Story by the OilSandsReview.com

Canadian heavy crude oil prices were put through the ringer between mid-August and mid-September

Movements in both prices and the price differential were wide and fast, so much so that both improved rapidly over the period.

The prior widening of the light-heavy crude oil price differential in July and early August was driven by a significant improvement in field supplies from both increases in expanded projects and the return of forest fire–disrupted volumes, running up against softer demand in the U.S. due to unplanned refinery outages. The result was a price differential that was knocking on the door of US$20/bbl in mid-August and threatening to go higher.
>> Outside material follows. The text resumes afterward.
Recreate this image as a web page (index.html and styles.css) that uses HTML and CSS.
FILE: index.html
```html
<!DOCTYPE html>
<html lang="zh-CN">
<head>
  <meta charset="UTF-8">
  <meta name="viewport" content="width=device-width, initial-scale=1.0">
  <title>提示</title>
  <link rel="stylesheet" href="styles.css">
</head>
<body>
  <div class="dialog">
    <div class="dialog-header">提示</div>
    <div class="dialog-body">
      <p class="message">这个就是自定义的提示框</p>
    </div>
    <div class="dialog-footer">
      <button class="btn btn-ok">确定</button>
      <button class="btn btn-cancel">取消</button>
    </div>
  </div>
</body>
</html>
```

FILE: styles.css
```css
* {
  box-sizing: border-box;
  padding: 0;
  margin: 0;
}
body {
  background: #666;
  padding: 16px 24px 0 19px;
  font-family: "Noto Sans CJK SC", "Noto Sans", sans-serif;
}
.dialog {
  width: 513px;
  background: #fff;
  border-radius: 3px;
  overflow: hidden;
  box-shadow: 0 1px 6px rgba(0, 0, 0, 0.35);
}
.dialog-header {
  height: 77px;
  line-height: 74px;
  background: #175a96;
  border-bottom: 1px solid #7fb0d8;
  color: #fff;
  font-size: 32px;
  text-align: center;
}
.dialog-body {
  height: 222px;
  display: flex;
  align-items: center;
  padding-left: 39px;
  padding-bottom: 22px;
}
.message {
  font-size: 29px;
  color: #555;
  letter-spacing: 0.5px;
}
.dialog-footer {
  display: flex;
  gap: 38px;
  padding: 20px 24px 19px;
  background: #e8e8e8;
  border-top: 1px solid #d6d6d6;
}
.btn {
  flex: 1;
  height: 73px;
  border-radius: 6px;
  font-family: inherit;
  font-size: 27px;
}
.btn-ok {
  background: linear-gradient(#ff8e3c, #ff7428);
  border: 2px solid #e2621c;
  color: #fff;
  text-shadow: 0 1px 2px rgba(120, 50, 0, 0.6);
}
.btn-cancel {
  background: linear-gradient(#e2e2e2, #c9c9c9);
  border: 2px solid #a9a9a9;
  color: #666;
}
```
By mid-September, relative calm appeared to have returned with the price differential more in line with what market fundamentals would suggest. The differential returned to what we would consider a more normal range under US$15/bbl. What triggered such a rapid correction? Effectively the opposite of what pushed the differential wider a month previously surfaced to tighten it once again.

Refinery outages, including one at a significant consumer of Canadian heavy oil in the U.S., have restarted. On the supply side of the equation, an outage at Nexen’s Long Lake SAGD project, impacting about 50,000 bbls/d, occurred in late August. This time the outage was not a technical issue, but rather ordered by the Alberta Energy Regulator. Although some pipelines from Long Lake have since returned to service, heavy oil supplies were still being impacted at the time of writing. A larger outage at the Syncrude plant due to a fire, although not directly affecting the supply of heavy crude oil into the market, did affect overall crude oil supply availability, helping to tighten up the market for all Canadian crude oil.

Going forward, we think the light-heavy price differential can hold at or under US$15/bbl. Seasonally improving trends on the demand for crude oil through October will be taking place as the refinery maintenance season begins to wind down.

Despite structurally higher heavy oil supply in Canada by the end of this year, a renewed increase in the railing of crude oil to the market should help to keep the price differential tighter. Given the general higher availability of both pipeline and rail transportation capacity than in the past, we think this greater transportation capacity will effectively place a ceiling on the price differential near its recent highs of US$20/bbl.